## EXERCISE REQUIREMENTS
Only lines holding the string "that" are wanted; copy each one from the material.

## DATA ROWS
★ ★ ★ ★ ★

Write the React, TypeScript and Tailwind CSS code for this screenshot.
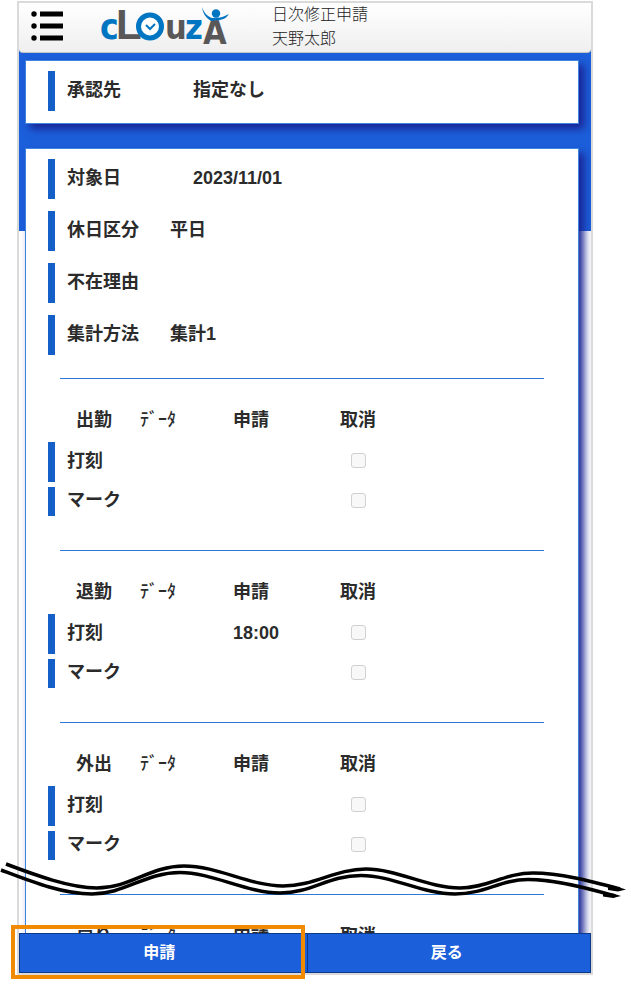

★ ★ ★ ★ ★

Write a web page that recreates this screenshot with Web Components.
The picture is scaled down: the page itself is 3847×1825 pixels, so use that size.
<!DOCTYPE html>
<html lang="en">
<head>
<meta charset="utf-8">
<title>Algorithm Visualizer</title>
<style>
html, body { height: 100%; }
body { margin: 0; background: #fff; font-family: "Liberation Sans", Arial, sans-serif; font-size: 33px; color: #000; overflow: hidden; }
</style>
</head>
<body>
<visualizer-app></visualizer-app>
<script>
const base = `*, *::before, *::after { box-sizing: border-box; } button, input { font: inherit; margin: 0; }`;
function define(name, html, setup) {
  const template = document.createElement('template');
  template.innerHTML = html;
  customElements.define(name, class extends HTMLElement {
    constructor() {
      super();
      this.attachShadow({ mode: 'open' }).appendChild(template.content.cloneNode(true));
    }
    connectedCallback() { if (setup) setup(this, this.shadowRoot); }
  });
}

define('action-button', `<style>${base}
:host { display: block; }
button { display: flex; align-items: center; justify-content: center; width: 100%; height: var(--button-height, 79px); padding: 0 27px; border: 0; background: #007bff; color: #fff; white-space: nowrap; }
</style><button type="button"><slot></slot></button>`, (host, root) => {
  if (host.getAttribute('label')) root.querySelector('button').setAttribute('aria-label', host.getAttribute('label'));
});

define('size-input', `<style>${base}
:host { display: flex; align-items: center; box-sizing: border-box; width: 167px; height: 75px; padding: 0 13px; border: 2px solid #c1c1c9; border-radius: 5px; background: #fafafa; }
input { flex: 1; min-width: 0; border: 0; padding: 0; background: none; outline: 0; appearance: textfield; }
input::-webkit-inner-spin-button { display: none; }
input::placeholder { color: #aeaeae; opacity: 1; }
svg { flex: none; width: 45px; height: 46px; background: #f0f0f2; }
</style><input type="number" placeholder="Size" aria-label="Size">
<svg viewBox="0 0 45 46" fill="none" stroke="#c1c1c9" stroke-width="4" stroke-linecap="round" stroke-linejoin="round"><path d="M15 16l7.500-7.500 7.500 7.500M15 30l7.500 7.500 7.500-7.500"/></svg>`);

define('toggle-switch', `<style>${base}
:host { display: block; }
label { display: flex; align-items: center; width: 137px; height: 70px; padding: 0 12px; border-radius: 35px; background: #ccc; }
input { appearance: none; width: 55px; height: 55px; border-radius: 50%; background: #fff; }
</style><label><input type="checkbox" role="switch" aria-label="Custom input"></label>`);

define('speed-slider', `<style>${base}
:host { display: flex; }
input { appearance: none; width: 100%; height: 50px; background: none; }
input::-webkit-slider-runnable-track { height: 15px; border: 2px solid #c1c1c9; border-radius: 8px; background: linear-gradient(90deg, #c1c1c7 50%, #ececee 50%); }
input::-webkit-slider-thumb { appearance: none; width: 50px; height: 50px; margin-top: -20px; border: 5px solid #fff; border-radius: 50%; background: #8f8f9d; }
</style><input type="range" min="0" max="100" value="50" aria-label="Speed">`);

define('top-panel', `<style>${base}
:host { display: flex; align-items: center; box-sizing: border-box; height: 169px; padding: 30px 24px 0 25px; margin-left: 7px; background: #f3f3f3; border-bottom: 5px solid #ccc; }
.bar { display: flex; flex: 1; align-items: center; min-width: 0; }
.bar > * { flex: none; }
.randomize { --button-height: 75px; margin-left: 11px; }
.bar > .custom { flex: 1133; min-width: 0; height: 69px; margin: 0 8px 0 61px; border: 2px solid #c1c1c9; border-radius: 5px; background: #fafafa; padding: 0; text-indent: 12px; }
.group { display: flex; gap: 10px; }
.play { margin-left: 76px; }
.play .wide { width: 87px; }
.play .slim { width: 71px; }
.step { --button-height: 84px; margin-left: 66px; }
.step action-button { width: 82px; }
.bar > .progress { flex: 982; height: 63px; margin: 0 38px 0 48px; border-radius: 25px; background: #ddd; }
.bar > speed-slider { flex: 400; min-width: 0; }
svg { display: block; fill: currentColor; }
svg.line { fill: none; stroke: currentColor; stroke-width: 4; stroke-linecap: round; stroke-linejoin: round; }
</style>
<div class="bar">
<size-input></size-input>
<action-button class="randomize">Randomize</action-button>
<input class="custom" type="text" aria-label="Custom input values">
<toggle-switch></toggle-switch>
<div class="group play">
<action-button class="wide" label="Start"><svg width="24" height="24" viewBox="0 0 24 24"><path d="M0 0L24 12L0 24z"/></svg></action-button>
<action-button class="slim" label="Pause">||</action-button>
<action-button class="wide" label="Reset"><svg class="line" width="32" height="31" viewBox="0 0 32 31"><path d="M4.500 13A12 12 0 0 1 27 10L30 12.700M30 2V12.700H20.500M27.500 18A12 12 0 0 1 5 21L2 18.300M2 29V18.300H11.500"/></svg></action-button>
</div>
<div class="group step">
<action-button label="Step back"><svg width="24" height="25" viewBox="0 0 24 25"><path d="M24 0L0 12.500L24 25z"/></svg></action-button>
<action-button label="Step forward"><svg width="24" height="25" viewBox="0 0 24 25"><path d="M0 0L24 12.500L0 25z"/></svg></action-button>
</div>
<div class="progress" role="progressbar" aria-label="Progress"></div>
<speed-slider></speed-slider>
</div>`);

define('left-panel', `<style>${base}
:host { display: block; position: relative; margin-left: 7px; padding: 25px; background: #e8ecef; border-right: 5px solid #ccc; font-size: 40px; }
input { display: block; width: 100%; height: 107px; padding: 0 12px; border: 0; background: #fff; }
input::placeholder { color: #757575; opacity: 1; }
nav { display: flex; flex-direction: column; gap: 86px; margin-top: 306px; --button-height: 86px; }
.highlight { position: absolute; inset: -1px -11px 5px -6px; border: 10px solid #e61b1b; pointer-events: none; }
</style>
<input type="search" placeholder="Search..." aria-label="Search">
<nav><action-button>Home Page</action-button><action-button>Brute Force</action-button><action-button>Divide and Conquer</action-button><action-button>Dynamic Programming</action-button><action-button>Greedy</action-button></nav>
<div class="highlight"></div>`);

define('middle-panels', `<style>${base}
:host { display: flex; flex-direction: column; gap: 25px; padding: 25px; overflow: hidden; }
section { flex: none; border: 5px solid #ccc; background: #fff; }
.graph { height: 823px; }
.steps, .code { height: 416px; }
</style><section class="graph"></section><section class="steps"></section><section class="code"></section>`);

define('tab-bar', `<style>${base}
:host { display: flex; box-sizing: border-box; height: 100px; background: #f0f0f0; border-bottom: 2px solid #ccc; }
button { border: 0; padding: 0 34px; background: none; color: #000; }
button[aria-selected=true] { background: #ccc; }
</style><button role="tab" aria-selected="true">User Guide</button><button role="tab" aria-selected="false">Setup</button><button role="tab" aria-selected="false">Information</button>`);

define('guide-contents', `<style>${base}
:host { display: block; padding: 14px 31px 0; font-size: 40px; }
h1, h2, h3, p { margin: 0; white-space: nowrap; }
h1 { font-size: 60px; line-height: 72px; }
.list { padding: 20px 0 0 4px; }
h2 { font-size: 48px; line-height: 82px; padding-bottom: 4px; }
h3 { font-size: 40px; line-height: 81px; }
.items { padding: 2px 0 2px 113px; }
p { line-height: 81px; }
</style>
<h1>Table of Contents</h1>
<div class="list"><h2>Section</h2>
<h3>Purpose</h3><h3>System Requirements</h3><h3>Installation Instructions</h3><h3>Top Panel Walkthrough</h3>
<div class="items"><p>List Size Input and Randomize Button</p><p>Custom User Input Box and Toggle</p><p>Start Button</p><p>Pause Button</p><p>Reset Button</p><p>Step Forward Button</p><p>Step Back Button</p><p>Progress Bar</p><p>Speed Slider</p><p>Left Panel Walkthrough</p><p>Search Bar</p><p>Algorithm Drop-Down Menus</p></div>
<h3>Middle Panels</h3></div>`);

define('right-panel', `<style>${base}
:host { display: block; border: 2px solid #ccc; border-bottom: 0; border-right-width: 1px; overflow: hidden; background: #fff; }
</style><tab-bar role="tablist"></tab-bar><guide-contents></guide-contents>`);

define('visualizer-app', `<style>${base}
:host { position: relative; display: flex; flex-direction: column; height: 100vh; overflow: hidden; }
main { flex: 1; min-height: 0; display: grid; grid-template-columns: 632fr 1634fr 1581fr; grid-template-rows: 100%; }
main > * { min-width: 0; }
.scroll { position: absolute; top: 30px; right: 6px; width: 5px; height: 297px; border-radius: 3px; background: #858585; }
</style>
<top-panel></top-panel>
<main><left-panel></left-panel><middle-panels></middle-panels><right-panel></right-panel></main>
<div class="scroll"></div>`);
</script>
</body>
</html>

★ ★ ★ ★ ★

## RIGHT ANSWER
Write a web page that recreates this screenshot with Web Components.
The picture is scaled down: the page itself is 3847×1825 pixels, so use that size.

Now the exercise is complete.